- **TASK DESCRIPTION**:
Pictures do not belong in your copy. Repeat all the other data exactly.

- **STORED DATA**:

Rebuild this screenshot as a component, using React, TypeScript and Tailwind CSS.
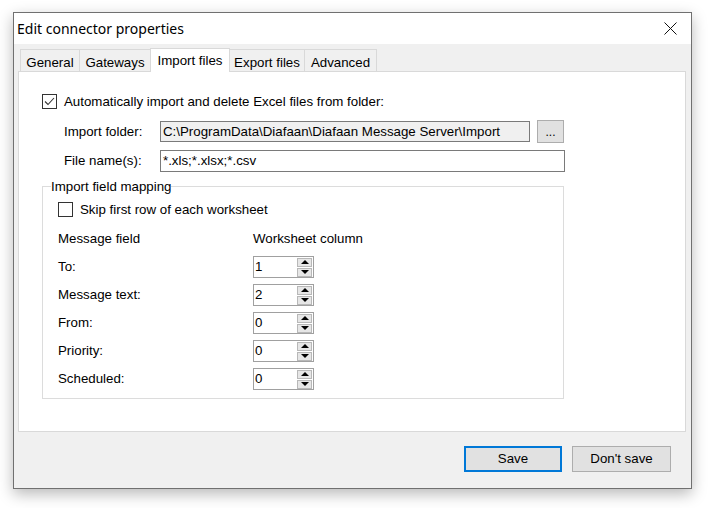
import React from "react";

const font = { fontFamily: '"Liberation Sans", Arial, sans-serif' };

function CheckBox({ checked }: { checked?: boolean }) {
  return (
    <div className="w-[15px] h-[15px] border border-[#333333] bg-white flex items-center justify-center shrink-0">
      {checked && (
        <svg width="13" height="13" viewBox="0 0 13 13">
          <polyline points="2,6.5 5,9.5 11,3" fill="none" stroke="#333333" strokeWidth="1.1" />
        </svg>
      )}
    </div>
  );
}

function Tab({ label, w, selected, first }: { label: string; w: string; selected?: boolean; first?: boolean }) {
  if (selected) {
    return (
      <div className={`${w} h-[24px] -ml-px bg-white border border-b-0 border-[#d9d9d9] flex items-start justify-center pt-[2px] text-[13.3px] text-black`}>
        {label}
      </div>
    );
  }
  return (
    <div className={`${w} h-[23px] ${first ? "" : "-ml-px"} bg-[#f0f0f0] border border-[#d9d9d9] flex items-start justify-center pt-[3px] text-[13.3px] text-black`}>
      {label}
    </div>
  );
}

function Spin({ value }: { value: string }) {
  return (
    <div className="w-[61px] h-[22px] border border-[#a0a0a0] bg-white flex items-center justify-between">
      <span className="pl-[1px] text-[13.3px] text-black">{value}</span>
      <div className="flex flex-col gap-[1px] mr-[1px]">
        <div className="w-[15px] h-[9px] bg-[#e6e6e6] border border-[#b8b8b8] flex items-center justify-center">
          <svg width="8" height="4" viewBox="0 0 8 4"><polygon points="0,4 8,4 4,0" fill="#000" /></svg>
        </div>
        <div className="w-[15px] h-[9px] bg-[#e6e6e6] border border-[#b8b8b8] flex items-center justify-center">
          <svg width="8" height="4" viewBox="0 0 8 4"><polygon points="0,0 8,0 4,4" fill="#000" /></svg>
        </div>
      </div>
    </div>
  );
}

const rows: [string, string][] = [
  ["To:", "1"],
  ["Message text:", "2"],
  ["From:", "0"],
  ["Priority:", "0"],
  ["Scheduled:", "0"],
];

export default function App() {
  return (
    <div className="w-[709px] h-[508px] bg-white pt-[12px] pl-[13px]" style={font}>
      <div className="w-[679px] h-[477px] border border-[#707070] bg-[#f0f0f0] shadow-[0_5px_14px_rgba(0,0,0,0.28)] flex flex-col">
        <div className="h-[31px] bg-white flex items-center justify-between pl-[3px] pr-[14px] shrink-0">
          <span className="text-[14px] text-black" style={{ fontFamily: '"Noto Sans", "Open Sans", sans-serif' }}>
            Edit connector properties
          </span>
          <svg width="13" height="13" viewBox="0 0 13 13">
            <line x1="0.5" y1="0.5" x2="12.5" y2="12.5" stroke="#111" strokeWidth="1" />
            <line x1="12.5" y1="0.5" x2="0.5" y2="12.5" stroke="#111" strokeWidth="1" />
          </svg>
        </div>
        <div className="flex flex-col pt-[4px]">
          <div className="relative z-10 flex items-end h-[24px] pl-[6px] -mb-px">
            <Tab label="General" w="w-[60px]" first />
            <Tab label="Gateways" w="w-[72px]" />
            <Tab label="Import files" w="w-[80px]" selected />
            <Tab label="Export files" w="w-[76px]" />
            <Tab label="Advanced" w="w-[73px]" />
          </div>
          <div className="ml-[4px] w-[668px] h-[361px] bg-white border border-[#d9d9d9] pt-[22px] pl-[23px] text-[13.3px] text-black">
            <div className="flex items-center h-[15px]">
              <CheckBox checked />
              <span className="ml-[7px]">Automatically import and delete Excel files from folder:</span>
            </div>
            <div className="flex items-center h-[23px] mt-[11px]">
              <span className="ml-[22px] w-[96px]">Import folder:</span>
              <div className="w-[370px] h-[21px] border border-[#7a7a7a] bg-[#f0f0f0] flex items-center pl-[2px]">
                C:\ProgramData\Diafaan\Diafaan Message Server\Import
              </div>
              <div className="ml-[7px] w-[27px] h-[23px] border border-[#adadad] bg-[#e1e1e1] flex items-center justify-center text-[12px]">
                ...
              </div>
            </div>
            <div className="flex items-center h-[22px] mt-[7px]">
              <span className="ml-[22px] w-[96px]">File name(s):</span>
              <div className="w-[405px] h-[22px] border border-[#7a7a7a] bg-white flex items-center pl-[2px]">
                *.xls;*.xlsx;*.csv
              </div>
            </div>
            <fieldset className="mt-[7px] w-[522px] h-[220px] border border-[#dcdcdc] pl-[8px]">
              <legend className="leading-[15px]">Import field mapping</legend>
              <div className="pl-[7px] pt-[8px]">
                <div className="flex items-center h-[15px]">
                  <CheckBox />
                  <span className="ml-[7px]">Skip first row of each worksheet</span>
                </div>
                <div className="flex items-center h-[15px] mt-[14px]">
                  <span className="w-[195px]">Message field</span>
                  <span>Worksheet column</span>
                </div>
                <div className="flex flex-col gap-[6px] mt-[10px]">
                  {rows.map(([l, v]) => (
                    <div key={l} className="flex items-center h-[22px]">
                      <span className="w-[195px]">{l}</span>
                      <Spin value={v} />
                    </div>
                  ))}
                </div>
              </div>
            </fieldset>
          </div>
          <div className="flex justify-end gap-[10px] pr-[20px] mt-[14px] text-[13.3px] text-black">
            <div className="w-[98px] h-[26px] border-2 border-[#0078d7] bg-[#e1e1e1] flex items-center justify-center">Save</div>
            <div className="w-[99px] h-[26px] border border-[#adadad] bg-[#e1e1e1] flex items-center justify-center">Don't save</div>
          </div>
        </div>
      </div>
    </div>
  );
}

- **WRITTEN ANSWER**:
Rebuild this screenshot as a component, using React, TypeScript and Tailwind CSS.
import React from "react";

const font = { fontFamily: '"Liberation Sans", Arial, sans-serif' };

function CheckBox({ checked }: { checked?: boolean }) {
  return (
    <div className="w-[15px] h-[15px] border border-[#333333] bg-white flex items-center justify-center shrink-0">
      {checked && (
        <svg width="13" height="13" viewBox="0 0 13 13">
          <polyline points="2,6.5 5,9.5 11,3" fill="none" stroke="#333333" strokeWidth="1.1" />
        </svg>
      )}
    </div>
  );
}

function Tab({ label, w, selected, first }: { label: string; w: string; selected?: boolean; first?: boolean }) {
  if (selected) {
    return (
      <div className={`${w} h-[24px] -ml-px bg-white border border-b-0 border-[#d9d9d9] flex items-start justify-center pt-[2px] text-[13.3px] text-black`}>
        {label}
      </div>
    );
  }
  return (
    <div className={`${w} h-[23px] ${first ? "" : "-ml-px"} bg-[#f0f0f0] border border-[#d9d9d9] flex items-start justify-center pt-[3px] text-[13.3px] text-black`}>
      {label}
    </div>
  );
}

function Spin({ value }: { value: string }) {
  return (
    <div className="w-[61px] h-[22px] border border-[#a0a0a0] bg-white flex items-center justify-between">
      <span className="pl-[1px] text-[13.3px] text-black">{value}</span>
      <div className="flex flex-col gap-[1px] mr-[1px]">
        <div className="w-[15px] h-[9px] bg-[#e6e6e6] border border-[#b8b8b8] flex items-center justify-center">
          <svg width="8" height="4" viewBox="0 0 8 4"><polygon points="0,4 8,4 4,0" fill="#000" /></svg>
        </div>
        <div className="w-[15px] h-[9px] bg-[#e6e6e6] border border-[#b8b8b8] flex items-center justify-center">
          <svg width="8" height="4" viewBox="0 0 8 4"><polygon points="0,0 8,0 4,4" fill="#000" /></svg>
        </div>
      </div>
    </div>
  );
}

const rows: [string, string][] = [
  ["To:", "1"],
  ["Message text:", "2"],
  ["From:", "0"],
  ["Priority:", "0"],
  ["Scheduled:", "0"],
];

export default function App() {
  return (
    <div className="w-[709px] h-[508px] bg-white pt-[12px] pl-[13px]" style={font}>
      <div className="w-[679px] h-[477px] border border-[#707070] bg-[#f0f0f0] shadow-[0_5px_14px_rgba(0,0,0,0.28)] flex flex-col">
        <div className="h-[31px] bg-white flex items-center justify-between pl-[3px] pr-[14px] shrink-0">
          <span className="text-[14px] text-black" style={{ fontFamily: '"Noto Sans", "Open Sans", sans-serif' }}>
            Edit connector properties
          </span>
          <svg width="13" height="13" viewBox="0 0 13 13">
            <line x1="0.5" y1="0.5" x2="12.5" y2="12.5" stroke="#111" strokeWidth="1" />
            <line x1="12.5" y1="0.5" x2="0.5" y2="12.5" stroke="#111" strokeWidth="1" />
          </svg>
        </div>
        <div className="flex flex-col pt-[4px]">
          <div className="relative z-10 flex items-end h-[24px] pl-[6px] -mb-px">
            <Tab label="General" w="w-[60px]" first />
            <Tab label="Gateways" w="w-[72px]" />
            <Tab label="Import files" w="w-[80px]" selected />
            <Tab label="Export files" w="w-[76px]" />
            <Tab label="Advanced" w="w-[73px]" />
          </div>
          <div className="ml-[4px] w-[668px] h-[361px] bg-white border border-[#d9d9d9] pt-[22px] pl-[23px] text-[13.3px] text-black">
            <div className="flex items-center h-[15px]">
              <CheckBox checked />
              <span className="ml-[7px]">Automatically import and delete Excel files from folder:</span>
            </div>
            <div className="flex items-center h-[23px] mt-[11px]">
              <span className="ml-[22px] w-[96px]">Import folder:</span>
              <div className="w-[370px] h-[21px] border border-[#7a7a7a] bg-[#f0f0f0] flex items-center pl-[2px]">
                C:\ProgramData\Diafaan\Diafaan Message Server\Import
              </div>
              <div className="ml-[7px] w-[27px] h-[23px] border border-[#adadad] bg-[#e1e1e1] flex items-center justify-center text-[12px]">
                ...
              </div>
            </div>
            <div className="flex items-center h-[22px] mt-[7px]">
              <span className="ml-[22px] w-[96px]">File name(s):</span>
              <div className="w-[405px] h-[22px] border border-[#7a7a7a] bg-white flex items-center pl-[2px]">
                *.xls;*.xlsx;*.csv
              </div>
            </div>
            <fieldset className="mt-[7px] w-[522px] h-[220px] border border-[#dcdcdc] pl-[8px]">
              <legend className="leading-[15px]">Import field mapping</legend>
              <div className="pl-[7px] pt-[8px]">
                <div className="flex items-center h-[15px]">
                  <CheckBox />
                  <span className="ml-[7px]">Skip first row of each worksheet</span>
                </div>
                <div className="flex items-center h-[15px] mt-[14px]">
                  <span className="w-[195px]">Message field</span>
                  <span>Worksheet column</span>
                </div>
                <div className="flex flex-col gap-[6px] mt-[10px]">
                  {rows.map(([l, v]) => (
                    <div key={l} className="flex items-center h-[22px]">
                      <span className="w-[195px]">{l}</span>
                      <Spin value={v} />
                    </div>
                  ))}
                </div>
              </div>
            </fieldset>
          </div>
          <div className="flex justify-end gap-[10px] pr-[20px] mt-[14px] text-[13.3px] text-black">
            <div className="w-[98px] h-[26px] border-2 border-[#0078d7] bg-[#e1e1e1] flex items-center justify-center">Save</div>
            <div className="w-[99px] h-[26px] border border-[#adadad] bg-[#e1e1e1] flex items-center justify-center">Don't save</div>
          </div>
        </div>
      </div>
    </div>
  );
}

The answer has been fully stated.